The Latookas Being Much Engaged In Preparing For Cultivation, I Had Some
Difficulty In Arranging A Hunting Party; My Men Abhorred The Idea Of
Elephant Hunting, Or Of Anything Else That Required Hard Work And
Included Danger.
However, I succeeded in engaging Adda, the third chief
of Latooka, and several natives, to act as my guides, and I made my
arrangements for a stated day.
On the 17th of April I started at 5 A.M. with my three horses and two
camels, the latter carrying water and food. After a march of two or
three hours through the beautiful hunting-grounds formed by the valley
of Latooka, with its alternate prairies and jungles, I came upon the
tracks of rhinoceros, giraffes, and elephants, and shortly moved a
rhinoceros, but could get no shot, owing to the thick bush in which he
started and disappeared quicker than I could dismount. After a short
circuit in search of the rhinoceros, we came upon a large herd of
buffaloes, but at the same moment we heard elephants trumpeting at the
foot of the mountains.

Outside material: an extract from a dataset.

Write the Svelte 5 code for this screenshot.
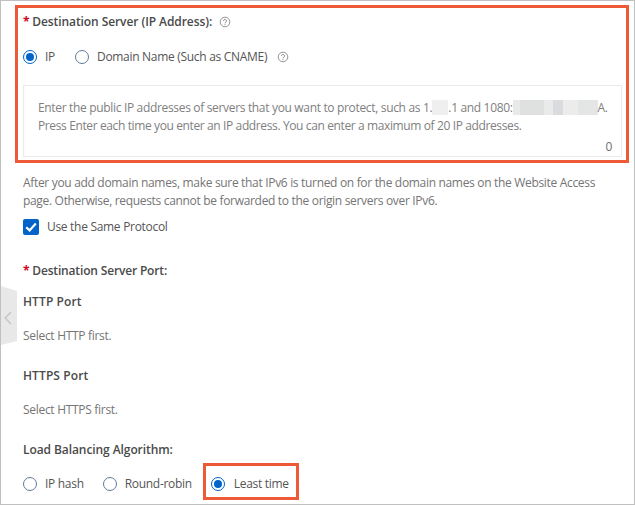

Not wishing to fire, lest the great game should
be disturbed, I contented myself with riding after the buffaloes,
wonderfully followed on foot by Adda, who ran like a deer, and almost
kept up with my horse, hurling his three lances successively at the
buffaloes, but without success. I had left the camels in an open plain,
and returning from the gallop after the buffaloes, I saw the men on the
camels beckoning to me in great excitement.